Add garlic and ginger, reduce heat to medium, and fry another 2 minutes. Add dry spices (coriander, cardamom, pepper), mix, and fry until fragrant, 30 seconds or so. Add tomatoes, stir well, and let simmer over medium until oil begins to separate from tomato mixture (6-8 minutes).
Add reserved chickpea liquid, lemon juice, salt, and water. Cover, reduce heat to low, and simmer for 10 minutes, until sauce is thickened and plump. Add chickpeas, stir well to combine, and continue cooking, covered, another 10 minutes. Test for salt and seasoning, adjust to taste, and serve.

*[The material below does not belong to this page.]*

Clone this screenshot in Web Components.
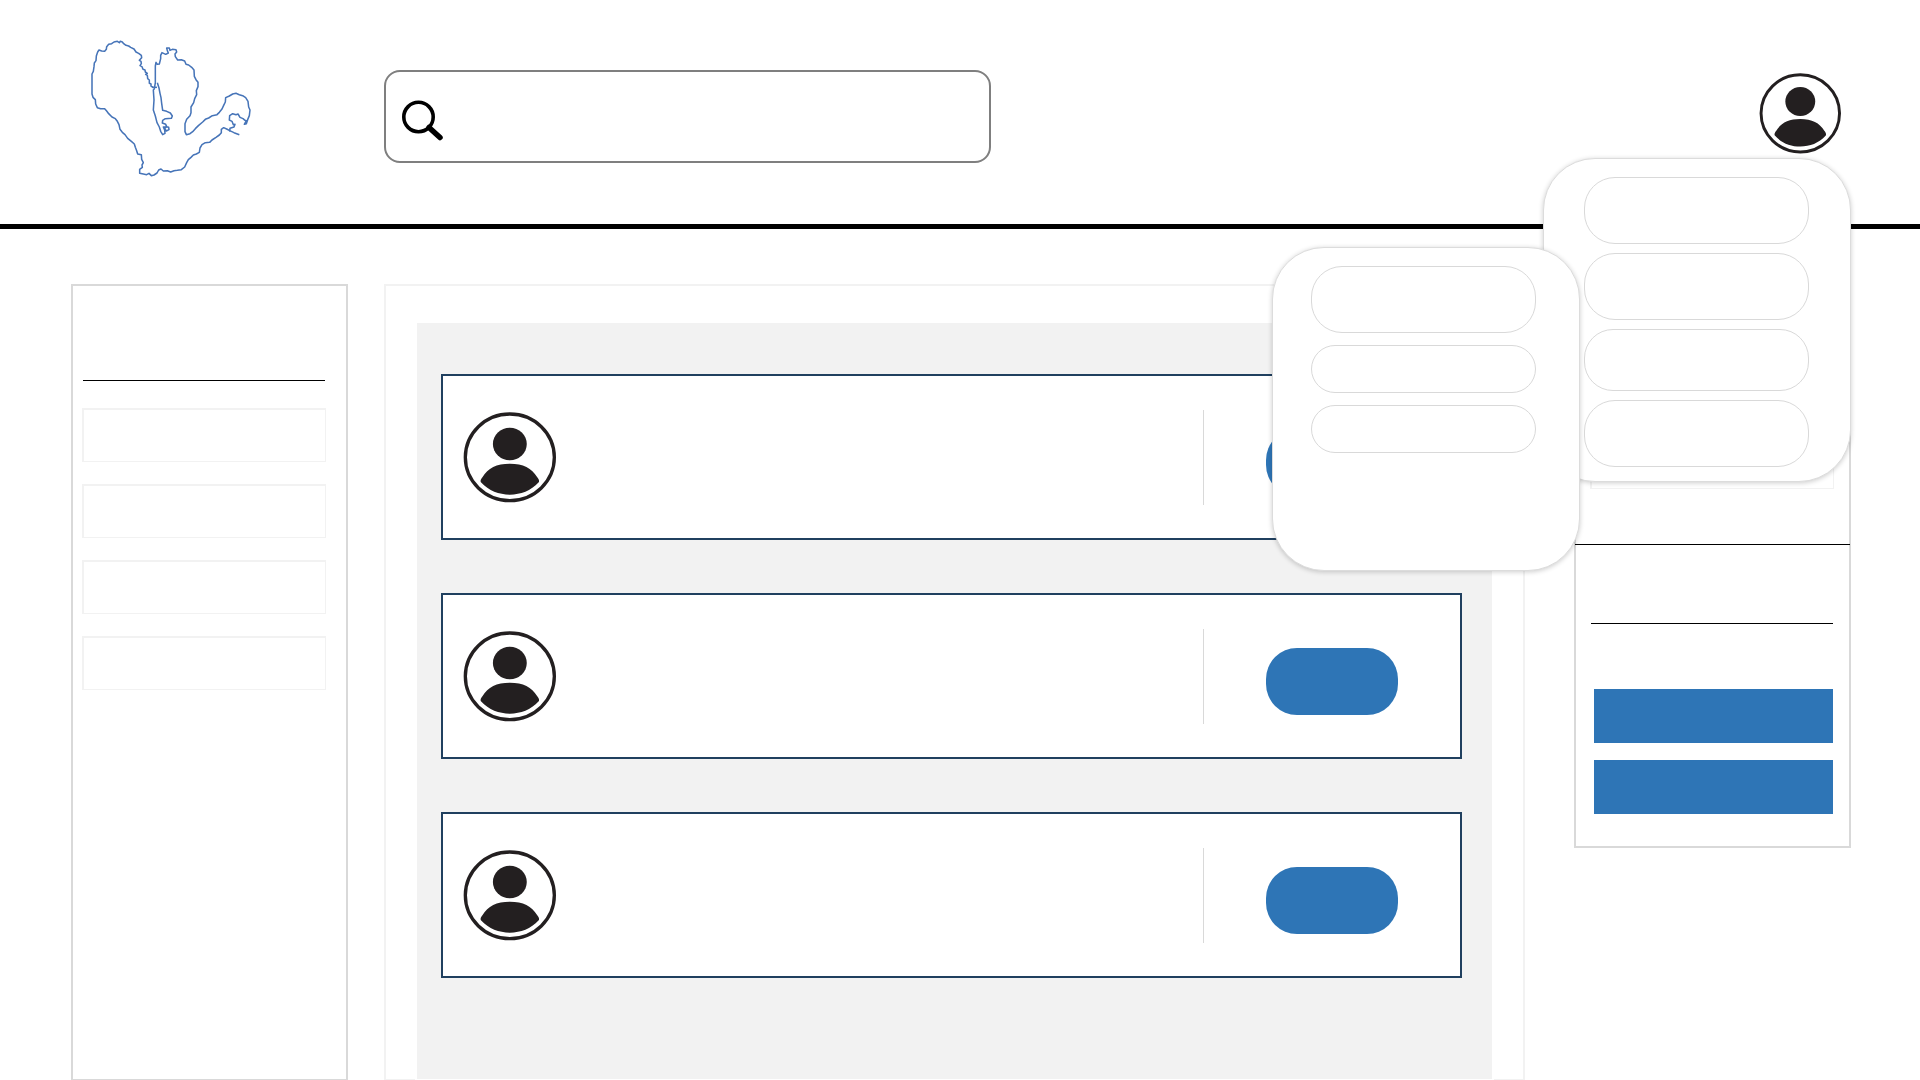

*About that Raita: Sahni suggests raw onions and chili to garnish, but I'm not much for either. I much prefer a mild cucumber raita with this (and most any other Indian meal). I eat this by the great wobbly dollop, more hearty side than dainty garnish, so this makes copious quantities. Feel free to downsize accordingly. So simple: Combine 1 1/2 cups cucumber cut into 1/4" dice (I used 3 of those little cukes sold by the bagful) with 1 1/2 - 2 cups whole milk yogurt (or 2% Greek yogurt), 1 cup (1 small bunch) chopped cilantro (or 1/2 cup fresh mint), plus 1 teaspoon ground cumin (feshly toasted and ground is awesome, but optional), a pinch of sugar and 1/2- 1 tsp. salt, to taste. Stir well to combine. My raita is a bit of a racket -- no hot chilis, and more cukes and green herbs than any traditional version. But I like it very much this way. Feel free to amp up the heat with some chopped jalapenos.